_Problem details_
Write out each line word for word. Drop pictures.

_Data block_
⟨

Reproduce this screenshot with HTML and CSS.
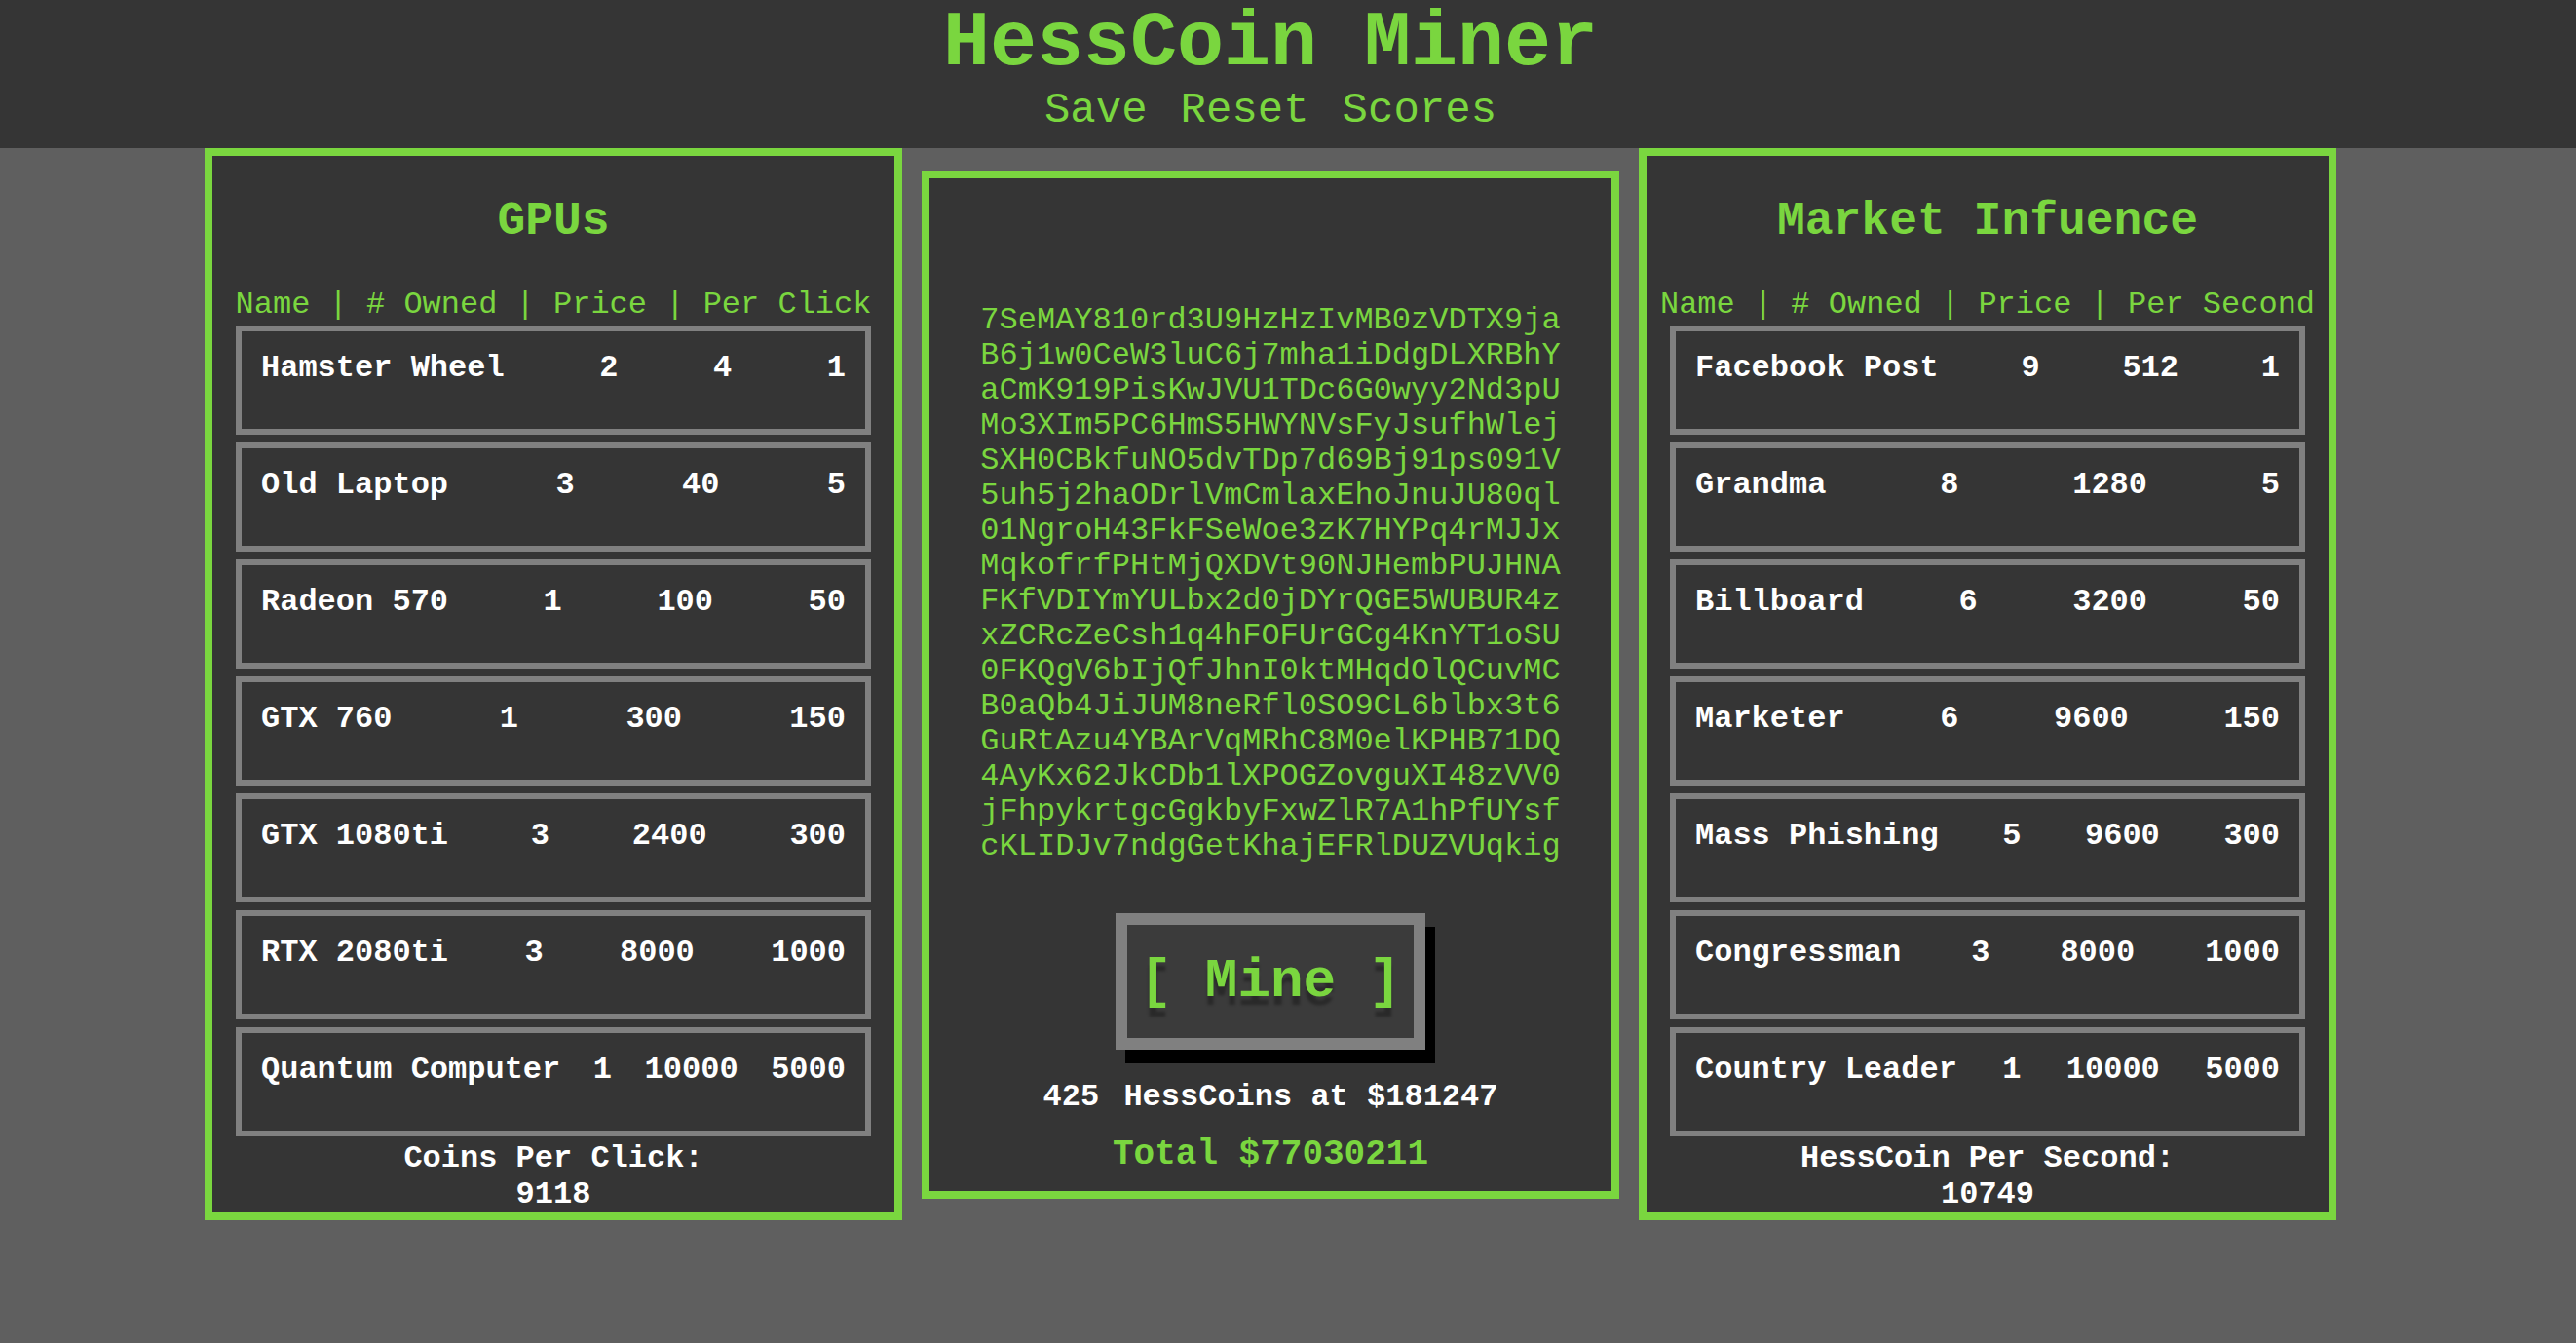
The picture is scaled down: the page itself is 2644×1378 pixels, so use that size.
FILE: index.html
```html
<!DOCTYPE html>
<html lang="en">
<head>
<meta charset="utf-8">
<title>HessCoin Miner</title>
<link rel="stylesheet" href="styles.css">
</head>
<body>
<header class="top">
  <div class="top-inner">
    <h1 class="title">HessCoin Miner</h1>
    <nav class="nav"><a href="#">Save</a><a href="#">Reset</a><a href="#">Scores</a></nav>
  </div>
</header>
<main class="main">
  <section class="panel side">
    <h2 class="panel-title">GPUs</h2>
    <div class="cols">Name | # Owned | Price | Per Click</div>
    <div class="list">
      <div class="item"><span>Hamster Wheel</span><span>2</span><span>4</span><span>1</span></div>
      <div class="item"><span>Old Laptop</span><span>3</span><span>40</span><span>5</span></div>
      <div class="item"><span>Radeon 570</span><span>1</span><span>100</span><span>50</span></div>
      <div class="item"><span>GTX 760</span><span>1</span><span>300</span><span>150</span></div>
      <div class="item"><span>GTX 1080ti</span><span>3</span><span>2400</span><span>300</span></div>
      <div class="item"><span>RTX 2080ti</span><span>3</span><span>8000</span><span>1000</span></div>
      <div class="item"><span>Quantum Computer</span><span>1</span><span>10000</span><span>5000</span></div>
    </div>
    <div class="foot">Coins Per Click:<br>9118</div>
  </section>
  <section class="panel center">
    <p class="hash">7SeMAY810rd3U9HzHzIvMB0zVDTX9ja<br>B6j1w0CeW3luC6j7mha1iDdgDLXRBhY<br>aCmK919PisKwJVU1TDc6G0wyy2Nd3pU<br>Mo3XIm5PC6HmS5HWYNVsFyJsufhWlej<br>SXH0CBkfuNO5dvTDp7d69Bj91ps091V<br>5uh5j2haODrlVmCmlaxEhoJnuJU80ql<br>01NgroH43FkFSeWoe3zK7HYPq4rMJJx<br>MqkofrfPHtMjQXDVt90NJHembPUJHNA<br>FKfVDIYmYULbx2d0jDYrQGE5WUBUR4z<br>xZCRcZeCsh1q4hFOFUrGCg4KnYT1oSU<br>0FKQgV6bIjQfJhnI0ktMHqdOlQCuvMC<br>B0aQb4JiJUM8neRfl0SO9CL6blbx3t6<br>GuRtAzu4YBArVqMRhC8M0elKPHB71DQ<br>4AyKx62JkCDb1lXPOGZovguXI48zVV0<br>jFhpykrtgcGgkbyFxwZlR7A1hPfUYsf<br>cKLIDJv7ndgGetKhajEFRlDUZVUqkig</p>
    <div class="mine">[ Mine ]</div>
    <div class="coins"><span class="num">425</span> HessCoins at $181247</div>
    <div class="total">Total $77030211</div>
  </section>
  <section class="panel side">
    <h2 class="panel-title">Market Infuence</h2>
    <div class="cols">Name | # Owned | Price | Per Second</div>
    <div class="list">
      <div class="item"><span>Facebook Post</span><span>9</span><span>512</span><span>1</span></div>
      <div class="item"><span>Grandma</span><span>8</span><span>1280</span><span>5</span></div>
      <div class="item"><span>Billboard</span><span>6</span><span>3200</span><span>50</span></div>
      <div class="item"><span>Marketer</span><span>6</span><span>9600</span><span>150</span></div>
      <div class="item"><span>Mass Phishing</span><span>5</span><span>9600</span><span>300</span></div>
      <div class="item"><span>Congressman</span><span>3</span><span>8000</span><span>1000</span></div>
      <div class="item"><span>Country Leader</span><span>1</span><span>10000</span><span>5000</span></div>
    </div>
    <div class="foot">HessCoin Per Second:<br>10749</div>
  </section>
</main>
</body>
</html>
```

FILE: styles.css
```css
body {
  margin: 0;
  background: #5f5f5f;
  font-family: "Liberation Mono", "Courier New", monospace;
}

.top {
  background: #353535;
  height: 152px;
}

.top-inner {
  width: 2608px;
  padding-top: 5px;
  text-align: center;
}

.title {
  margin: 0;
  font-size: 80px;
  line-height: 80px;
  font-weight: bold;
  color: #7ad63f;
}

.nav {
  display: flex;
  justify-content: center;
  gap: 34px;
  margin-top: 3px;
  font-size: 44px;
}

.nav a {
  color: #7ad63f;
  text-decoration: none;
}

.main {
  width: 2608px;
  display: flex;
  justify-content: center;
  align-items: center;
  gap: 20px;
}

.panel {
  width: 716px;
  box-sizing: border-box;
  border: 8px solid #7ad63f;
  background: #353535;
}

.side {
  padding: 40px 24px 0;
}

.panel-title {
  margin: 0;
  font-size: 48px;
  font-weight: bold;
  text-align: center;
  color: #7ad63f;
}

.cols {
  margin: 40px -24px 0;
  display: flex;
  justify-content: center;
  font-size: 32px;
  color: #7ad63f;
  white-space: pre;
}

.list {
  margin-top: 3px;
  display: flex;
  flex-direction: column;
  gap: 8px;
}

.item {
  height: 112px;
  box-sizing: border-box;
  border: 6px solid #808080;
  padding: 19px 20px 0;
  display: flex;
  justify-content: space-between;
  align-items: flex-start;
  font-size: 32px;
  font-weight: bold;
  color: #ffffff;
  white-space: pre;
}

.foot {
  margin-top: 4px;
  text-align: center;
  font-size: 32px;
  font-weight: bold;
  color: #ffffff;
}

.center {
  padding: 128px 0 17px;
  text-align: center;
}

.hash {
  margin: 0;
  font-size: 32px;
  line-height: 36px;
  color: #7ad63f;
}

.mine {
  display: block;
  width: fit-content;
  margin: 50px auto 0;
  border: 12px solid #808080;
  background: #3b3b3b;
  box-shadow: 10px 14px 0 #000000;
  padding: 26px 13px;
  font-size: 56px;
  line-height: 64px;
  font-weight: bold;
  color: #7ad63f;
  white-space: pre;
  text-shadow: 0 9px 3px rgba(0, 0, 0, 0.3);
}

.coins {
  margin-top: 30px;
  font-size: 32px;
  font-weight: bold;
  color: #ffffff;
}

.coins .num {
  margin-right: 6px;
}

.total {
  margin-top: 20px;
  font-size: 36px;
  font-weight: bold;
  color: #7ad63f;
}
```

⟩

_Answer to the problem_
Reproduce this screenshot with HTML and CSS.
The picture is scaled down: the page itself is 2644×1378 pixels, so use that size.
FILE: index.html
```html
<!DOCTYPE html>
<html lang="en">
<head>
<meta charset="utf-8">
<title>HessCoin Miner</title>
<link rel="stylesheet" href="styles.css">
</head>
<body>
<header class="top">
  <div class="top-inner">
    <h1 class="title">HessCoin Miner</h1>
    <nav class="nav"><a href="#">Save</a><a href="#">Reset</a><a href="#">Scores</a></nav>
  </div>
</header>
<main class="main">
  <section class="panel side">
    <h2 class="panel-title">GPUs</h2>
    <div class="cols">Name | # Owned | Price | Per Click</div>
    <div class="list">
      <div class="item"><span>Hamster Wheel</span><span>2</span><span>4</span><span>1</span></div>
      <div class="item"><span>Old Laptop</span><span>3</span><span>40</span><span>5</span></div>
      <div class="item"><span>Radeon 570</span><span>1</span><span>100</span><span>50</span></div>
      <div class="item"><span>GTX 760</span><span>1</span><span>300</span><span>150</span></div>
      <div class="item"><span>GTX 1080ti</span><span>3</span><span>2400</span><span>300</span></div>
      <div class="item"><span>RTX 2080ti</span><span>3</span><span>8000</span><span>1000</span></div>
      <div class="item"><span>Quantum Computer</span><span>1</span><span>10000</span><span>5000</span></div>
    </div>
    <div class="foot">Coins Per Click:<br>9118</div>
  </section>
  <section class="panel center">
    <p class="hash">7SeMAY810rd3U9HzHzIvMB0zVDTX9ja<br>B6j1w0CeW3luC6j7mha1iDdgDLXRBhY<br>aCmK919PisKwJVU1TDc6G0wyy2Nd3pU<br>Mo3XIm5PC6HmS5HWYNVsFyJsufhWlej<br>SXH0CBkfuNO5dvTDp7d69Bj91ps091V<br>5uh5j2haODrlVmCmlaxEhoJnuJU80ql<br>01NgroH43FkFSeWoe3zK7HYPq4rMJJx<br>MqkofrfPHtMjQXDVt90NJHembPUJHNA<br>FKfVDIYmYULbx2d0jDYrQGE5WUBUR4z<br>xZCRcZeCsh1q4hFOFUrGCg4KnYT1oSU<br>0FKQgV6bIjQfJhnI0ktMHqdOlQCuvMC<br>B0aQb4JiJUM8neRfl0SO9CL6blbx3t6<br>GuRtAzu4YBArVqMRhC8M0elKPHB71DQ<br>4AyKx62JkCDb1lXPOGZovguXI48zVV0<br>jFhpykrtgcGgkbyFxwZlR7A1hPfUYsf<br>cKLIDJv7ndgGetKhajEFRlDUZVUqkig</p>
    <div class="mine">[ Mine ]</div>
    <div class="coins"><span class="num">425</span> HessCoins at $181247</div>
    <div class="total">Total $77030211</div>
  </section>
  <section class="panel side">
    <h2 class="panel-title">Market Infuence</h2>
    <div class="cols">Name | # Owned | Price | Per Second</div>
    <div class="list">
      <div class="item"><span>Facebook Post</span><span>9</span><span>512</span><span>1</span></div>
      <div class="item"><span>Grandma</span><span>8</span><span>1280</span><span>5</span></div>
      <div class="item"><span>Billboard</span><span>6</span><span>3200</span><span>50</span></div>
      <div class="item"><span>Marketer</span><span>6</span><span>9600</span><span>150</span></div>
      <div class="item"><span>Mass Phishing</span><span>5</span><span>9600</span><span>300</span></div>
      <div class="item"><span>Congressman</span><span>3</span><span>8000</span><span>1000</span></div>
      <div class="item"><span>Country Leader</span><span>1</span><span>10000</span><span>5000</span></div>
    </div>
    <div class="foot">HessCoin Per Second:<br>10749</div>
  </section>
</main>
</body>
</html>
```

FILE: styles.css
```css
body {
  margin: 0;
  background: #5f5f5f;
  font-family: "Liberation Mono", "Courier New", monospace;
}

.top {
  background: #353535;
  height: 152px;
}

.top-inner {
  width: 2608px;
  padding-top: 5px;
  text-align: center;
}

.title {
  margin: 0;
  font-size: 80px;
  line-height: 80px;
  font-weight: bold;
  color: #7ad63f;
}

.nav {
  display: flex;
  justify-content: center;
  gap: 34px;
  margin-top: 3px;
  font-size: 44px;
}

.nav a {
  color: #7ad63f;
  text-decoration: none;
}

.main {
  width: 2608px;
  display: flex;
  justify-content: center;
  align-items: center;
  gap: 20px;
}

.panel {
  width: 716px;
  box-sizing: border-box;
  border: 8px solid #7ad63f;
  background: #353535;
}

.side {
  padding: 40px 24px 0;
}

.panel-title {
  margin: 0;
  font-size: 48px;
  font-weight: bold;
  text-align: center;
  color: #7ad63f;
}

.cols {
  margin: 40px -24px 0;
  display: flex;
  justify-content: center;
  font-size: 32px;
  color: #7ad63f;
  white-space: pre;
}

.list {
  margin-top: 3px;
  display: flex;
  flex-direction: column;
  gap: 8px;
}

.item {
  height: 112px;
  box-sizing: border-box;
  border: 6px solid #808080;
  padding: 19px 20px 0;
  display: flex;
  justify-content: space-between;
  align-items: flex-start;
  font-size: 32px;
  font-weight: bold;
  color: #ffffff;
  white-space: pre;
}

.foot {
  margin-top: 4px;
  text-align: center;
  font-size: 32px;
  font-weight: bold;
  color: #ffffff;
}

.center {
  padding: 128px 0 17px;
  text-align: center;
}

.hash {
  margin: 0;
  font-size: 32px;
  line-height: 36px;
  color: #7ad63f;
}

.mine {
  display: block;
  width: fit-content;
  margin: 50px auto 0;
  border: 12px solid #808080;
  background: #3b3b3b;
  box-shadow: 10px 14px 0 #000000;
  padding: 26px 13px;
  font-size: 56px;
  line-height: 64px;
  font-weight: bold;
  color: #7ad63f;
  white-space: pre;
  text-shadow: 0 9px 3px rgba(0, 0, 0, 0.3);
}

.coins {
  margin-top: 30px;
  font-size: 32px;
  font-weight: bold;
  color: #ffffff;
}

.coins .num {
  margin-right: 6px;
}

.total {
  margin-top: 20px;
  font-size: 36px;
  font-weight: bold;
  color: #7ad63f;
}
```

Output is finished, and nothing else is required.